Counsel should consider jettisoning boilerplate general objections for several reasons, including:

  • General objections preserve nothing. See Liguria Foods, 2017 WL 976626, at *11 (“[T]he idea that … general or ‘boilerplate’ objections preserve any objections is an ‘urban legend.’” quoting Matthew L. Jarvey, Boilerplate Discovery Objections: How They Are Used, Why They Are Wrong, and What We Can Do About Them, 61 Drake L. Rev. 913, 926 (2013)).
  • Reliance upon general objections to the exclusion of specific, targeted objections to interrogatories or discovery requests constitutes a waiver of whatever objection the party was trying to make. See, e.g., St. Farm Fire & Cas. Co. v. Admiral Ins. Co., 2016 WL 8135417, at *7 (D. S.C. Feb. 4, 2016) (“Boilerplate, general objections standing alone waive any actual specific objections.” citing Mancia v. Mayflower Textile Servs. Co., 253 F.R.D. 354, 358-59 (D. Md. 2008)).

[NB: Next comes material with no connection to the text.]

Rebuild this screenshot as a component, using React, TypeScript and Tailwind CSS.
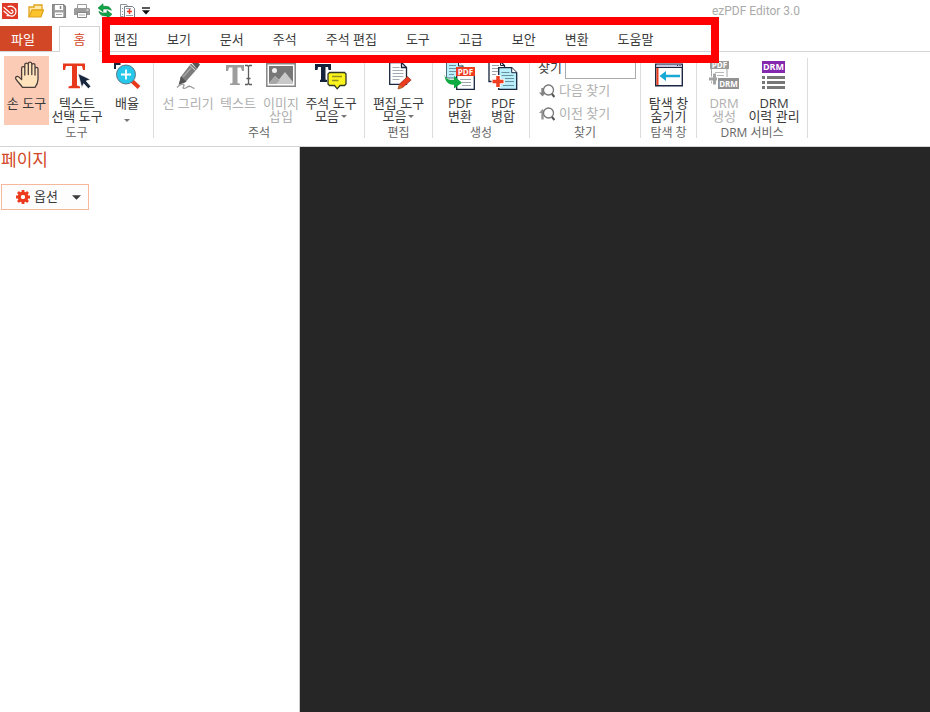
import { useState } from "react";
import type { ReactNode } from "react";
import clsx from "clsx";

const TABS = ["편집", "보기", "문서", "주석", "주석 편집", "도구", "고급", "보안", "변환", "도움말"];

function Icon({ children }: { children: ReactNode }) {
  return (
    <svg viewBox="0 0 32 32" className="h-8 w-8 shrink-0" aria-hidden="true">
      {children}
    </svg>
  );
}

function SmallIcon({ children }: { children: ReactNode }) {
  return (
    <svg viewBox="0 0 16 16" className="h-4 w-4" aria-hidden="true">
      {children}
    </svg>
  );
}

function LogoIcon() {
  return (
    <SmallIcon>
      <rect width="16" height="16" fill="#df3a27" />
      <path
        d="M2 4.5 8.2 10c1.2 1 2.8.2 2.8-1.2 0-1-.8-1.7-1.8-1.7M6 3.6C9.5 2 14 4.6 14 8.4c0 3.6-3.4 5.6-6.6 4.4L2 8.2M5 12.6h3"
        fill="none"
        stroke="#fff"
        strokeWidth="1.2"
        strokeLinecap="round"
      />
    </SmallIcon>
  );
}

function FolderIcon() {
  return (
    <SmallIcon>
      <path d="M1 14V4h5V2h8v5" fill="#ffe9a8" stroke="#e0a21b" strokeWidth="1.3" />
      <path d="M1 14 4 6.8h11.5L13 14z" fill="#fbc32d" stroke="#e0a21b" strokeWidth="1.2" />
    </SmallIcon>
  );
}

function SaveIcon() {
  return (
    <SmallIcon>
      <path d="M1.8 1.8h10.7l1.8 1.8v10.6H1.8z" fill="#a3a3a3" stroke="#858585" strokeWidth="1.5" />
      <path d="M4 2h8v5H4z" fill="#fff" />
      <path d="M9.5 3v3" stroke="#858585" strokeWidth="1.5" />
      <path d="M4 9.5h8.2V14H4z" fill="#fff" />
      <path d="M5 11.5h6" stroke="#a3a3a3" />
    </SmallIcon>
  );
}

function PrintIcon() {
  return (
    <SmallIcon>
      <path d="M3.5 1.5h9V6h-9z" fill="#fff" stroke="#9b9b9b" />
      <path d="M1 5h14l1 1v6H0V6z" fill="#9b9b9b" />
      <path d="M3.5 9.5h9v5h-9z" fill="#fff" stroke="#858585" />
      <path d="M5 12h6" stroke="#b0b0b0" />
      <path d="M12.5 7h2" stroke="#fff" />
    </SmallIcon>
  );
}

function SyncIcon() {
  return (
    <SmallIcon>
      <path d="M1 5 6 .8v2.5h3c3 0 4.8 1.7 5.4 4C12.7 6.3 11 6 9 6H6v2.8z" fill="#12a648" stroke="#0b7d35" strokeWidth=".6" />
      <path d="m15 11.3-5 4.1v-2.5H7.5c-3.2 0-5.2-2-5.6-4.6C3.5 9.7 5.2 10 7.2 10H10V7.5z" fill="#12a648" stroke="#0b7d35" strokeWidth=".6" />
    </SmallIcon>
  );
}

function CombineIcon() {
  return (
    <SmallIcon>
      <path d="M3.5 13.5h-3v-12h6l1 2M2 5.5h1M2 8.5h1M2 11.5h1" fill="none" stroke="#8d939b" />
      <path d="M4.5 3.5h8l2 2v9h-10z" fill="#fff" stroke="#747c86" />
      <path d="M6 5.5h5M6 12.5h7" stroke="#9aa0a7" />
      <path d="M9.5 6v5M7 8.5h5" stroke="#ef3b24" strokeWidth="1.5" />
    </SmallIcon>
  );
}

function MoreIcon() {
  return (
    <svg viewBox="0 0 10 10" className="h-2.5 w-2.5" aria-hidden="true">
      <path d="M1 2h8" stroke="#111" strokeWidth="1.4" />
      <path d="M1 4.2h8L5 8.5z" fill="#111" />
    </svg>
  );
}

function HandIcon() {
  return (
    <Icon>
      <path
        d="M11.5 27.3C9.5 24.5 6.5 21.5 4.8 18.8c-1-1.9 1.5-3.3 3.2-1.7l2.6 2.5V8.5c0-2.4 3.2-2.4 3.2 0V15 5c0-2.5 3.5-2.5 3.5 0v9.5V4c0-2.5 3.5-2.5 3.5 0v10.5v-9c0-2.4 3.2-2.4 3.2 0V15 9c0-2.3 3-2.3 3 0v10.5c0 3.2-1.3 5.5-3 7.8z"
        fill="#ffe3bd"
        stroke="#4a3d3a"
        strokeWidth="1.3"
        strokeLinejoin="round"
      />
    </Icon>
  );
}

function TextSelectIcon() {
  return (
    <Icon>
      <path d="M2 3.5h22V10h-2l-1-4h-5v19.5l3 1v1.8H7.5v-1.8l3.5-1V6H5l-1 4H2z" fill="#e8391d" />
      <path d="m17 13.5 12.5 6-4.3 1.5 4.6 5.3-2.4 2.5-4.7-5.1-1.9 4z" fill="#18263d" stroke="#fff" strokeWidth=".7" />
    </Icon>
  );
}

function ZoomIcon() {
  return (
    <Icon>
      <path d="M4 9V4h5.5" fill="none" stroke="#18263d" strokeWidth="2" />
      <path d="m21 21 7 6.5" stroke="#e8391d" strokeWidth="4" />
      <circle cx="15" cy="14.5" r="9.5" fill="#25c8ea" stroke="#5b7484" />
      <path d="M15 9.5v10M10 14.5h10" stroke="#fff" strokeWidth="1.8" />
    </Icon>
  );
}

function PenIcon() {
  return (
    <Icon>
      <path d="m20 3 4-2.5 4 4L25 9z" fill="#575757" />
      <path d="m19 3.5 6 5.5-11.5 13-6 2 1-6.8z" fill="#7c7c7c" />
      <path d="m17.5 5 6 5.5" stroke="#dedede" />
      <path d="m9 16.5 5.5 5.3-8 3.2z" fill="#555" />
      <path d="m19 8-8 9" stroke="#a5a5a5" strokeWidth="1.5" />
      <path d="M5 27.5c3-3.5 6.5-4 7-2.5.4 1.5-2 2.5-.5 3.3 2 1 4-2.5 6.5-2 1.7.4 2 1.5 4.5 2.2" fill="none" stroke="#9b9b9b" strokeWidth="1.3" />
    </Icon>
  );
}

function TextInsertIcon() {
  return (
    <Icon>
      <path d="M4 5h18v6h-2l-1-3.5h-3.5V23l2.5.8V25H8v-1.2l2.5-.8V7.5H7L6 11H4z" fill="#9d9d9d" />
      <path d="M23 5.5h2.5l1 1 1-1H30M23 24.5h2.5l1-1 1 1H30M26.5 6.5v17M24.5 18.5h4" fill="none" stroke="#5d5d5d" strokeWidth="1.3" />
    </Icon>
  );
}

function PictureIcon() {
  return (
    <Icon>
      <path d="M1.8 3.8h28.4v22.4H1.8z" fill="#fff" stroke="#858585" strokeWidth="1.5" />
      <path d="M4 6h24v18H4z" fill="#777" />
      <circle cx="9.5" cy="10.5" r="2.5" fill="#f1f1f1" />
      <path d="m4 23 6-7 4 3.5 6-7.5 8 10v2H4z" fill="#c9c9c9" />
      <path d="m10 16 4.5 4.5L11 24H4v-1z" fill="#a7a7a7" />
    </Icon>
  );
}

function CommentIcon() {
  return (
    <Icon>
      <path d="M0 4h16v6h-2.5L13 7h-2.5v12.5l1.5.5v2H5v-2l1-.5V7H3l-.5 3H0z" fill="#14233b" />
      <path d="M14.5 12.5h15L31 14v10l-1.5 1.5H25l-2.8 3.3-2.7-3.3h-5L13 24V14z" fill="#fbf31c" stroke="#303826" strokeWidth="1.3" />
      <path d="M17 16.5h10M17 20.5h6.5" stroke="#92901e" strokeWidth="1.5" />
    </Icon>
  );
}

function EditIcon() {
  return (
    <Icon>
      <path d="M6.7 2.5h11.8l5 5v16.8H6.7z" fill="#fff" stroke="#18263d" strokeWidth="1.3" />
      <path d="M18.5 2.5v5h5" fill="none" stroke="#18263d" strokeWidth="1.3" />
      <path d="M9.5 7.5h7M9.5 10.5h11M9.5 13.5h11M9.5 16.5h11M9.5 19.5h7" stroke="#a3abb5" />
      <path d="m24.5 16.5 3.7 3.5-8.5 7.5L15 29l1.5-5z" fill="#ec3a1e" stroke="#8c3527" strokeWidth=".7" />
      <path d="m16.5 24.5 3.2 3L15 29z" fill="#c96b28" />
    </Icon>
  );
}

function ConvertIcon() {
  return (
    <Icon>
      <path d="M2.5 18V1.5h12L19 6v12z" fill="#b8effa" stroke="#49707d" />
      <path d="M5 5.5h7M5 8.5h7M5 11.5h7M5 14.5h5" stroke="#6e929f" />
      <path d="M14.5 1.5V6h5" fill="#fff" stroke="#18263d" />
      <path d="M12.7 8.7h17.6v20.6H12.7z" fill="#fff" stroke="#18263d" strokeWidth="1.3" />
      <path d="M16 19.5h11M18 22.5h9M18 25.5h9" stroke="#9ca5ae" />
      <path d="M12 7h19v9H12z" fill="#ef3b1f" />
      <text x="21.5" y="14.5" textAnchor="middle" fill="#fff" fontSize="8" fontWeight="700">PDF</text>
      <path d="M.5 14c.5 4.5 4 6.5 9.500 5.7V16l8 6.8-8 5.7v-3.8C4.500 25.500.5 21 .5 14z" fill="#0fab42" />
    </Icon>
  );
}

function MergeIcon() {
  return (
    <Icon>
      <path d="M2 21.5v-20h11.500l4 4v16z" fill="#fff" stroke="#18263d" strokeWidth="1.3" />
      <path d="M13.5 1.5v4h4" fill="none" stroke="#18263d" />
      <path d="M5 5.5h7M5 8.5h6M5 11.5h6M5 14.5h4" stroke="#9ca5ae" />
      <path d="M11.7 7.7h13l5 5v16.6h-18z" fill="#b8effa" stroke="#18263d" strokeWidth="1.3" />
      <path d="M24.7 7.7v5h5" fill="#fff" stroke="#18263d" />
      <path d="M14.5 12.5h8M14.5 15.5h12M18 18.5h9M18 21.5h9M16 25.5h11" stroke="#68909d" />
      <path d="M11 15v13M4.5 21.5h13" stroke="#fff" strokeWidth="5" />
      <path d="M11 16v11M5.5 21.5h11" stroke="#f23e20" strokeWidth="3.5" />
    </Icon>
  );
}

function FindIcon({ up = false }: { up?: boolean }) {
  return (
    <SmallIcon>
      {up ? (
        <path d="M3.5 3 0 7h2.3v6.5h2.4V7H7z" fill="#969696" />
      ) : (
        <path d="M3.5 13.500 0 9.5h2.3V5h2.4v4.5H7z" fill="#858585" />
      )}
      <circle cx="9.5" cy="7" r="5" fill="#fff" stroke="#777" strokeWidth="1.3" />
      <path d="m13 11 2.5 3" stroke="#555" strokeWidth="2.2" />
    </SmallIcon>
  );
}

function NavPaneIcon() {
  return (
    <Icon>
      <path d="M2.7 4.2h26.6v21.6H2.7z" fill="#fff" stroke="#1b2640" strokeWidth="1.4" />
      <path d="M3.5 4.5h25V7h-25z" fill="#c8c8e2" />
      <path d="M3 7.5h26" stroke="#1b2640" />
      <path d="M24 5.5h1M26.5 5.5h1" stroke="#1b2640" />
      <path d="M3.5 8h2v17h-2z" fill="#ed3b20" />
      <path d="m6.5 16 6.5-5v3.8h14v2.4H13V21z" fill="#18a9d5" />
    </Icon>
  );
}

function DrmCreateIcon() {
  return (
    <Icon>
      <path d="M3.5 9v14H19V8" fill="#fff" stroke="#a5a5a5" />
      <path d="M7 12.5h9M8 15.5h8" stroke="#b9b9b9" />
      <path d="M2 1h19v8H2z" fill="#9b9b9b" />
      <text x="11.5" y="7.8" textAnchor="middle" fill="#fff" fontSize="8" fontWeight="700">PDF</text>
      <path d="M6.5 13v12M.5 19h12" stroke="#fff" strokeWidth="5" />
      <path d="M6.5 13.5v11M1 19h11" stroke="#a3a3a3" strokeWidth="3" />
      <path d="M9.5 17.5h22v12h-22z" fill="#929292" stroke="#fff" />
      <text x="20.5" y="26.5" textAnchor="middle" fill="#fff" fontSize="8" fontWeight="700">DRM</text>
    </Icon>
  );
}

function DrmListIcon() {
  return (
    <Icon>
      <path d="M4 1h23v12H4z" fill="#8428ad" />
      <text x="15.5" y="10.4" textAnchor="middle" fill="#fff" fontSize="9" fontWeight="700">DRM</text>
      <path d="M4 17.5h3M9 17.5h18M4 22.5h3M9 22.5h18M4 27.5h3M9 27.5h18" stroke="#777" strokeWidth="3" />
    </Icon>
  );
}

function GearIcon() {
  return (
    <svg viewBox="0 0 14 14" className="h-3.5 w-3.5" aria-hidden="true">
      <circle cx="7" cy="7" r="3.7" fill="none" stroke="#ec3a1e" strokeWidth="3.4" />
      <path
        d="M7 0v3M7 11v3M0 7h3M11 7h3M2 2l2 2M10 10l2 2M12 2l-2 2M4 10l-2 2"
        stroke="#ec3a1e"
        strokeWidth="2.8"
      />
      <circle cx="7" cy="7" r="2" fill="#fff" />
    </svg>
  );
}

function Caret({ className }: { className?: string }) {
  return (
    <svg viewBox="0 0 10 5" className={className} fill="currentColor" aria-hidden="true">
      <path d="M0 0h10L5 5z" />
    </svg>
  );
}

interface ToolProps {
  icon: ReactNode;
  lines: string[];
  className: string;
  active?: boolean;
  disabled?: boolean;
  menu?: "inline" | "below";
}

function Tool({ icon, lines, className, active, disabled, menu }: ToolProps) {
  return (
    <button
      type="button"
      disabled={disabled}
      aria-pressed={active}
      className={clsx(
        "flex h-[69px] shrink-0 flex-col items-center pt-1 text-[13px] leading-[13px] whitespace-nowrap",
        active && "bg-[#fbcbb5]",
        disabled ? "text-[#b0b0b0]" : "text-[#3a3a3a]",
        className,
      )}
    >
      {icon}
      <span className="mt-[5px] flex flex-col items-center">
        {lines.map((line, i) => (
          <span key={line} className="flex items-center">
            {line}
            {menu === "inline" && i === lines.length - 1 && (
              <Caret className="ml-0.5 h-[3px] w-1.5 text-[#777]" />
            )}
          </span>
        ))}
      </span>
      {menu === "below" && <Caret className="mt-[9px] h-[3px] w-1.5 text-[#777]" />}
    </button>
  );
}

function Group({ label, className, children }: { label: string; className?: string; children: ReactNode }) {
  return (
    <>
      <section aria-label={label} className="flex shrink-0 flex-col">
        <div className={clsx("flex h-[69px]", className)}>{children}</div>
        <p className="text-center text-xs leading-4 text-[#666]">{label}</p>
      </section>
      <div className="mt-0.5 h-20 w-px shrink-0 bg-[#dcdcdc]" />
    </>
  );
}

function QuickAccess() {
  return (
    <div className="flex items-center gap-[7px] pl-0.5">
      <span className="mr-[3px]">
        <LogoIcon />
      </span>
      <button type="button" aria-label="열기"><FolderIcon /></button>
      <button type="button" aria-label="저장"><SaveIcon /></button>
      <button type="button" aria-label="인쇄"><PrintIcon /></button>
      <button type="button" aria-label="변환"><SyncIcon /></button>
      <button type="button" aria-label="병합"><CombineIcon /></button>
      <button type="button" aria-label="빠른 실행 설정" className="-ml-0.5"><MoreIcon /></button>
    </div>
  );
}

function FindPanel() {
  const [query, setQuery] = useState("");

  return (
    <div className="flex flex-col pr-1 pl-2 text-[13px] text-[#b0b0b0]">
      <div className="flex h-[23px] items-center gap-1">
        <label htmlFor="find" className="w-[23px] whitespace-nowrap text-[#3a3a3a]">
          찾기
        </label>
        <input
          id="find"
          value={query}
          onChange={(e) => setQuery(e.target.value)}
          className="h-[23px] w-[71px] border border-[#ababab] bg-white px-1 text-xs text-[#333] outline-none"
        />
      </div>
      <button type="button" disabled className="flex h-[23px] items-center gap-1 pl-px">
        <FindIcon />
        다음 찾기
      </button>
      <button type="button" disabled className="flex h-[23px] items-center gap-1 pl-px">
        <FindIcon up />
        이전 찾기
      </button>
    </div>
  );
}

export default function App() {
  return (
    <div className="relative flex h-screen flex-col overflow-hidden bg-white font-['Open_Sans','Noto_Sans_CJK_KR',sans-serif] text-[#3a3a3a]">
      <header className="flex h-[26px] shrink-0 items-start justify-between">
        <div className="flex h-[21px] items-center">
          <QuickAccess />
        </div>
        <h1 className="mr-[130px] font-['Roboto',sans-serif] text-xs leading-[22px] text-[#aaa]">ezPDF Editor 3.0</h1>
      </header>

      <nav className="flex h-[26px] shrink-0 border-b border-[#d4d4d4] text-[13px] leading-[23px] whitespace-nowrap">
        <button type="button" className="w-[52px] shrink-0 bg-[#d24726] pt-0.5 pr-1.5 text-white">
          파일
        </button>
        <button
          type="button"
          aria-current="page"
          className="-mb-px ml-[7px] w-[41px] shrink-0 border border-b-0 border-[#d4d4d4] bg-white text-[#d24726]"
        >
          홈
        </button>
        <div className="ml-3.5 flex gap-[29px] pt-0.5">
          {TABS.map((tab) => (
            <button key={tab} type="button">
              {tab}
            </button>
          ))}
        </div>
      </nav>

      <div className="flex h-[95px] shrink-0 border-b border-[#d4d4d4] pt-1">
        <Group label="도구" className="px-1">
          <Tool icon={<HandIcon />} lines={["손 도구"]} className="w-[45px]" active />
          <Tool icon={<TextSelectIcon />} lines={["텍스트", "선택 도구"]} className="w-14" />
          <Tool icon={<ZoomIcon />} lines={["배율"]} className="w-11" menu="below" />
        </Group>
        <Group label="주석" className="pr-0.5 pl-2">
          <Tool icon={<PenIcon />} lines={["선 그리기"]} className="w-[52px]" disabled />
          <Tool icon={<TextInsertIcon />} lines={["텍스트"]} className="w-12" disabled />
          <Tool icon={<PictureIcon />} lines={["이미지", "삽입"]} className="w-[38px]" disabled />
          <Tool icon={<CommentIcon />} lines={["주석 도구", "모음"]} className="w-[62px]" menu="inline" />
        </Group>
        <Group label="편집">
          <Tool icon={<EditIcon />} lines={["편집 도구", "모음"]} className="w-[67px]" menu="inline" />
        </Group>
        <Group label="생성" className="px-[5px]">
          <Tool icon={<ConvertIcon />} lines={["PDF", "변환"]} className="w-11" />
          <Tool icon={<MergeIcon />} lines={["PDF", "병합"]} className="w-[42px]" />
        </Group>
        <Group label="찾기">
          <FindPanel />
        </Group>
        <Group label="탐색 창">
          <Tool icon={<NavPaneIcon />} lines={["탐색 창", "숨기기"]} className="w-[55px]" />
        </Group>
        <Group label="DRM 서비스" className="pr-1.5 pl-1">
          <Tool icon={<DrmCreateIcon />} lines={["DRM", "생성"]} className="w-[46px]" disabled />
          <Tool icon={<DrmListIcon />} lines={["DRM", "이력 관리"]} className="w-[54px]" />
        </Group>
      </div>

      <div className="flex min-h-0 flex-1">
        <aside className="w-[300px] shrink-0 border-r border-[#c8cccb] pl-px">
          <h2 className="text-[17px] leading-[26px] text-[#d24726]">페이지</h2>
          <button
            type="button"
            className="mt-[11px] flex h-[26px] w-[88px] items-center border border-[#f6b89c] bg-[#fdfdfd] pr-[7px] pl-3.5 text-[13px]"
          >
            <GearIcon />
            <span className="ml-1">옵션</span>
            <Caret className="ml-auto h-[5px] w-[9px]" />
          </button>
        </aside>
        <main className="flex-1 bg-[#262626]" />
      </div>

      {/* highlight drawn over the menu tabs */}
      <div className="pointer-events-none absolute top-[17px] left-[102px] h-[46px] w-[617px] border-8 border-[#ff0000]" />
    </div>
  );
}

  • Courts are now highly attuned to, and annoyed by, improper general objections, which may be the best reason of all to stop using them. See, e.g., Jones v. Bank of Am., N.A., 2015 WL 1808916, at *5 (S.D. W. Va. Apr. 21, 2015) (Eifert, Mag.) (“Quite frankly, the undersigned is astounded and troubled that, even after appearing in many cases in this district and despite clear and established circuit case law holding that such objections are improper, counsel for Defendant persists in asserting a litany of insupportable general objections in response to discovery requests.”); Liguria Foods, 2017 WL 976626, at *2 (“it is clear to me that admonitions from the courts have not been enough to prevent such conduct and that, perhaps, only sanctions will stop this nonsense”).

Old habits and bad habits are the hardest to break, but interjecting and relying on boilerplate general objections is an old and bad habit worth breaking for all of the foregoing reasons, which are incorporated herein by reference.